“Digital Cemeteries”, the documentary by Yorgos Avgeropoulos, will be screened in Building Bridges Human Rights Festival in Venice, on Saturday December 10th at 16:15.
The Festival is organised by Master’s Degree students of the of the European Inter-University Centrefor Human Rights and Democratisation (EIUC). This year second edition of the film festival is called “Movement“ and is addressing the topics of migration and human rights in the context of Globalization.
“Where does your computer goes when it dies”? That’s the question of “Digital Cemeteries, the documentary that has already won 3 international prizes. Our favourite PC parts contain toxic and carcinogenic materials. Thus, when it stops working, it turns into a dangerous electronic waste which must be recycled following rigid specifications.
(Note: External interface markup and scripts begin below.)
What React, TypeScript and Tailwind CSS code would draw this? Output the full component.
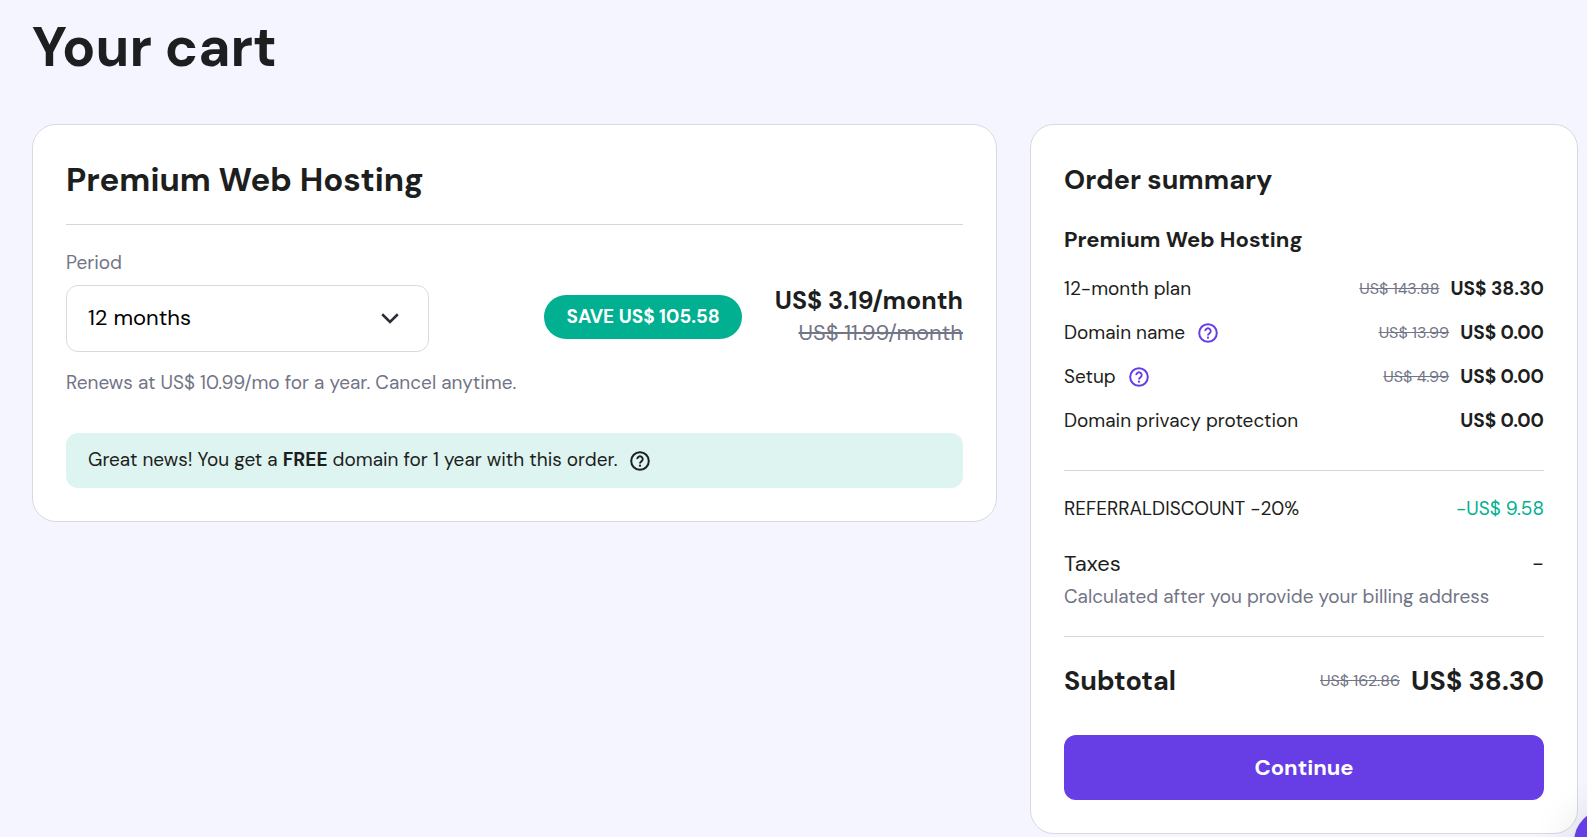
type LineItem = {
  label: string;
  oldPrice?: string;
  price: string;
  help?: string;
};

const items: LineItem[] = [
  { label: "12-month plan", oldPrice: "US$ 143.88", price: "US$ 38.30" },
  { label: "Domain name", oldPrice: "US$ 13.99", price: "US$ 0.00", help: "About the domain name" },
  { label: "Setup", oldPrice: "US$ 4.99", price: "US$ 0.00", help: "About the setup" },
  { label: "Domain privacy protection", price: "US$ 0.00" },
];

function HelpButton({ label }: { label: string }) {
  return (
    <button type="button" aria-label={label} className="flex size-5 shrink-0 items-center justify-center">
      <svg viewBox="0 0 20 20" className="size-5" fill="none" stroke="currentColor" strokeWidth="2" aria-hidden="true">
        <circle cx="10" cy="10" r="8.800" />
        <path d="M7.300 8.100a2.700 2.700 0 1 1 4.300 2.100c-.9.7-1.600 1.100-1.600 2.200" strokeWidth="1.900" />
        <circle cx="10" cy="14.700" r="1.150" fill="currentColor" stroke="none" />
      </svg>
    </button>
  );
}

function PlanCard() {
  return (
    <section className="rounded-3xl border border-[#d8dae0] bg-white p-[33px]">
      <h2 className="text-[33px] leading-[44px] font-bold">Premium Web Hosting</h2>
      <hr className="mt-[22px] border-[#d5d5e0]" />
      <label htmlFor="period" className="mt-6 block text-[19px] leading-7 text-[#727586]">
        Period
      </label>
      <div className="mt-2 flex items-center">
        <div className="grid w-[363px] items-center">
          <select
            id="period"
            defaultValue="12"
            className="col-start-1 row-start-1 h-[67px] w-full appearance-none rounded-xl border border-[#d8dae0] bg-white px-[21px] pb-0.5 text-[22px] text-black"
          >
            <option value="12">12 months</option>
            <option value="24">24 months</option>
            <option value="48">48 months</option>
          </select>
          <svg
            viewBox="0 0 18 11"
            className="pointer-events-none col-start-1 row-start-1 mr-[30px] h-[11px] w-[18px] justify-self-end"
            fill="none"
            stroke="#2f2b3a"
            strokeWidth="2.6"
            aria-hidden="true"
          >
            <path d="M1.200 1.300 9 8.900l7.800-7.600" />
          </svg>
        </div>
        <div className="ml-auto flex items-center gap-[33px] pb-[3px]">
          <span className="rounded-full bg-[#00b090] px-[22px] text-[19px] leading-[44px] font-bold whitespace-nowrap text-white">
            SAVE US$ 105.58
          </span>
          <div className="text-right whitespace-nowrap">
            <p className="text-[25px] leading-8 font-bold">US$ 3.19/month</p>
            <p className="text-[22px] leading-8 text-[#727586]">
              <del className="decoration-2">US$ 11.99/month</del>
            </p>
          </div>
        </div>
      </div>
      <p className="mt-[17px] text-[19px] leading-7 text-[#727586]">
        Renews at US$ 10.99/mo for a year. Cancel anytime.
      </p>
      <div className="mt-9 flex items-center gap-[13px] rounded-xl bg-[#def4f0] px-[22px] py-3 text-[19px] leading-[29px]">
        <p className="pb-0.5">
          Great news! You get a <strong className="font-bold">FREE</strong> domain for 1 year with this order.
        </p>
        <HelpButton label="About the free domain" />
      </div>
    </section>
  );
}

function OrderSummary() {
  return (
    <section className="rounded-3xl border border-[#d8dae0] bg-white p-[33px]">
      <h2 className="text-[27px] leading-[44px] font-bold">Order summary</h2>
      <h3 className="mt-[22px] text-[22px] leading-8 font-bold">Premium Web Hosting</h3>
      <ul className="mt-[11px] text-[19px]">
        {items.map((item) => (
          <li key={item.label} className="flex h-11 items-center justify-between">
            <span className="flex items-center gap-[13px]">
              {item.label}
              {item.help && (
                <span className="text-[#673de6]">
                  <HelpButton label={item.help} />
                </span>
              )}
            </span>
            <span className="flex items-center gap-[11px] whitespace-nowrap">
              {item.oldPrice && <del className="text-[16px] text-[#727586]">{item.oldPrice}</del>}
              <strong className="font-bold">{item.price}</strong>
            </span>
          </li>
        ))}
      </ul>
      <hr className="mt-[27px] border-[#d5d5e0]" />
      <div className="mt-6 flex justify-between text-[19px] leading-7">
        <span>REFERRALDISCOUNT -20%</span>
        <span className="text-[#00b090]">-US$ 9.58</span>
      </div>
      <div className="mt-[25px] flex justify-between text-[22px] leading-8">
        <span>Taxes</span>
        <span>-</span>
      </div>
      <p className="mt-[3px] text-[19px] leading-7 text-[#727586]">
        Calculated after you provide your billing address
      </p>
      <hr className="mt-[25px] border-[#d5d5e0]" />
      <div className="mt-6 flex items-center justify-between leading-10">
        <span className="text-[27px] font-bold">Subtotal</span>
        <span className="flex items-center gap-[11px] whitespace-nowrap">
          <del className="text-[16px] text-[#727586]">US$ 162.86</del>
          <strong className="text-[27px] font-bold">US$ 38.30</strong>
        </span>
      </div>
      <button
        type="button"
        className="mt-[34px] block h-[65px] w-full rounded-xl bg-[#673de6] text-[22px] font-bold text-white"
      >
        Continue
      </button>
    </section>
  );
}

export default function App() {
  return (
    <main className="min-h-screen bg-[#f4f5ff] pr-[9px] pl-8 font-['DM_Sans','Inter',sans-serif] text-[#1d1e20]">
      <h1 className="pt-[15px] pb-[45px] text-[55px] leading-[64px] font-bold">Your cart</h1>
      <div className="grid grid-cols-1 items-start gap-[33px] lg:grid-cols-[minmax(0,1fr)_548px]">
        <PlanCard />
        <OrderSummary />
      </div>
      <button
        type="button"
        aria-label="Open chat"
        className="fixed right-[-53px] bottom-[-38px] size-[66px] rounded-full bg-[#673de6] shadow-[0_4px_44px_rgba(29,30,32,0.16)]"
      />
    </main>
  );
}
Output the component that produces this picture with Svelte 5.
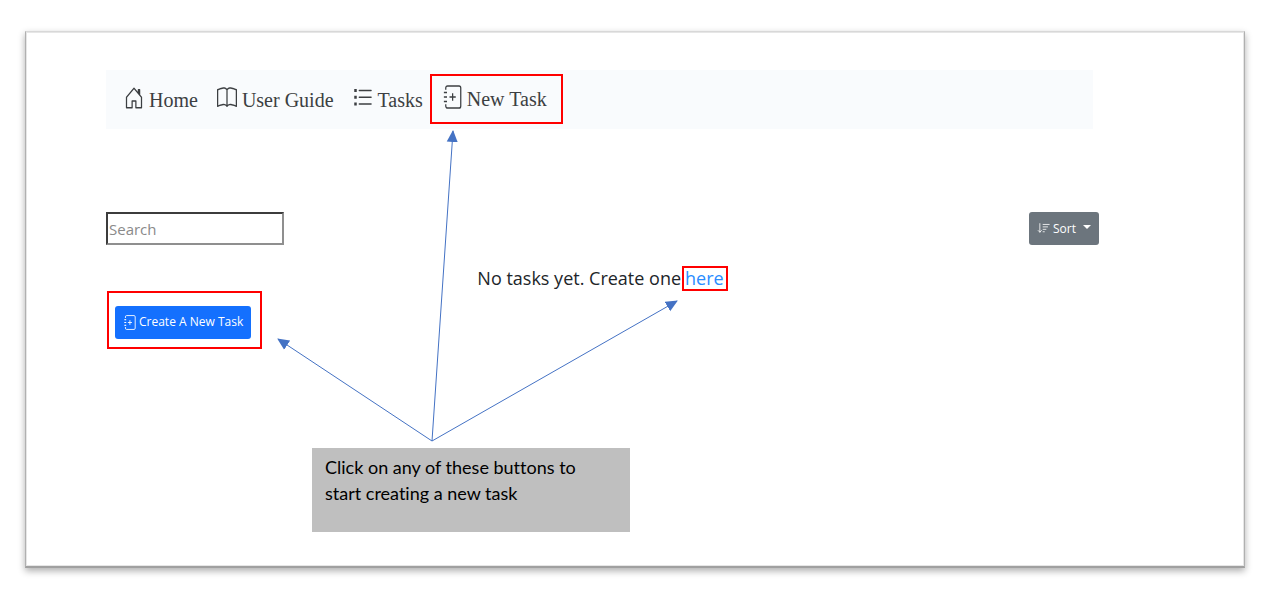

Filmed in China, the documentary by Yorgos Avgeropoulos, unveils how developed countries find it cheaper to export their elecronic waste to poorer nations instead of managing it. In doing so, they force billions of people to choose between poisoning and poverty, while the planet’s seas, rivers, soil and air are being irreparably contaminated. Up to 50,000,000 tons of our “digital civilization” ends up illegally in China. In cemetery cities, computers are cut into pieces, rinsed in acid baths and incinerated by legions of impoverished workers and underage children, who tear these parts to pieces with their bare hands for a dollar a day.